Today, we recommend shorting the US dollar before 155.40, stop loss: 155.60; target: 154.60, 154.40
EUR/USD
There was no respite from the weekly correction in EUR/USD on Wednesday, which briefly retreated below the 1.0400 support level ahead of further gains in the US dollar and a key ECB meeting on Thursday. The euro slipped further amid the pessimism at the start of the week, retreating to just below the key support area of 1.0400, a two-day low, as a significant buying bias for the US dollar re-emerged. In fact, the dollar regained its composure amid another round of US tariff threats, while cautious sentiment around DeepSeek news remained. Against this backdrop, the US dollar index re-emerged near the 108.00 mark, reaching a new weekly high, while US yields also recovered across the cycles. Meanwhile, speculation about President Trump's trade tariff policy continued to spread, keeping investors on edge in a week dominated by key interest rate decisions from the Federal Reserve and the European Central Bank. The market is also closely watching Trump's decision to postpone trade tariffs on the eurozone. Although this provides some short-term relief for the euro (EUR), the shadow of future tariffs still looms, which may drag down the region's economy and currency.
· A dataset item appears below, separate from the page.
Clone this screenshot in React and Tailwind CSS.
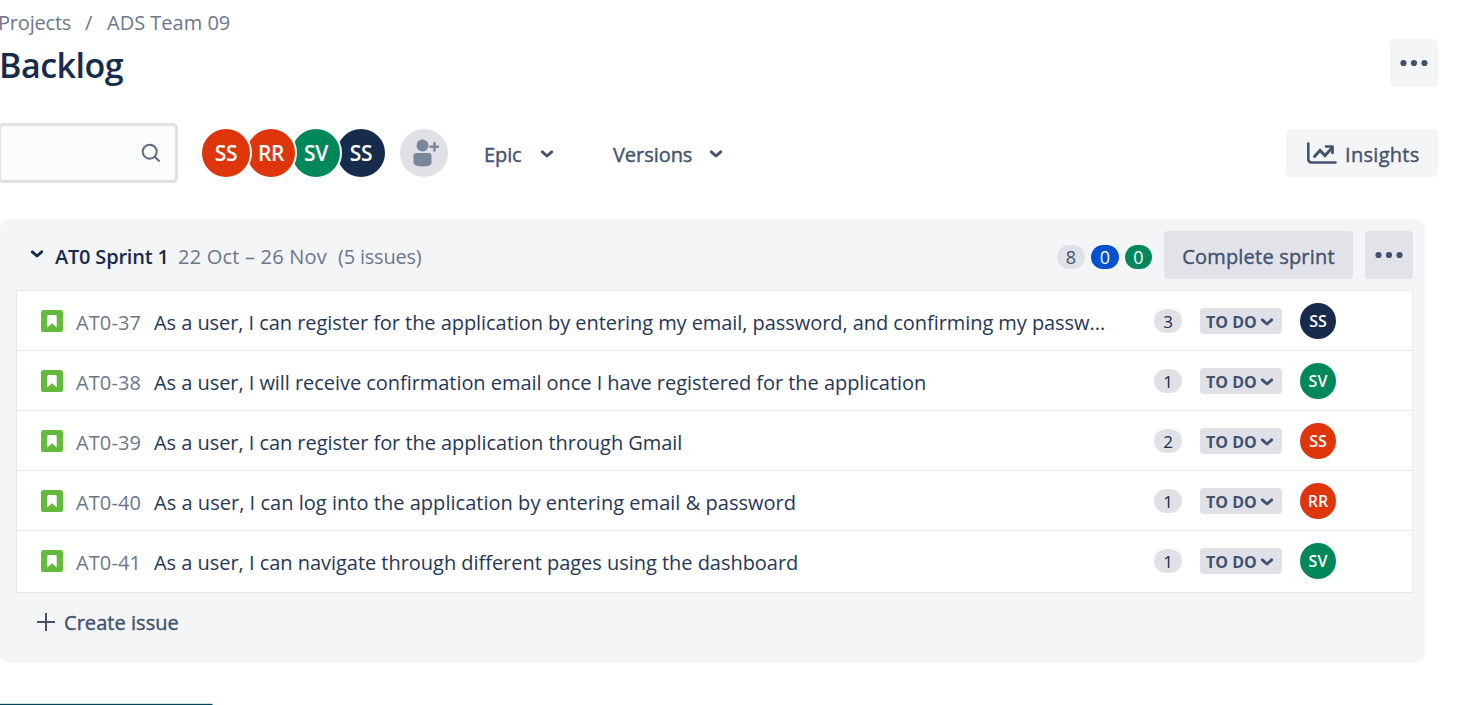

From the daily chart, EUR/USD rebounded about 350 points to a high of 1.0533 after finding immediate support at a more than two-year low near 1.0177. The currency pair is currently above 1.0400, while the 14-day relative strength index (RSI) is oscillating above the 50 level, further reinforcing the market's bullish sentiment. This may push EUR/USD back to 1.0533, this week's high), and a break will further test 1.0600 (round mark) and the peak of 1.0629 in December 2024. On the downside, the 1.0367 (14-day moving average) and 1.0356 (23.6% Fibonacci rebound from 1.0937 to 1.0177) levels are the most likely targets. If selling pressure re-emerges, traders will keep a close eye on these levels, with a breakout towards 1.0300 (market psychological barrier).
Today, we recommend buying the euro before 1.0405, with a stop loss of 1.0390 and targets of 1.0460 and 1.0470.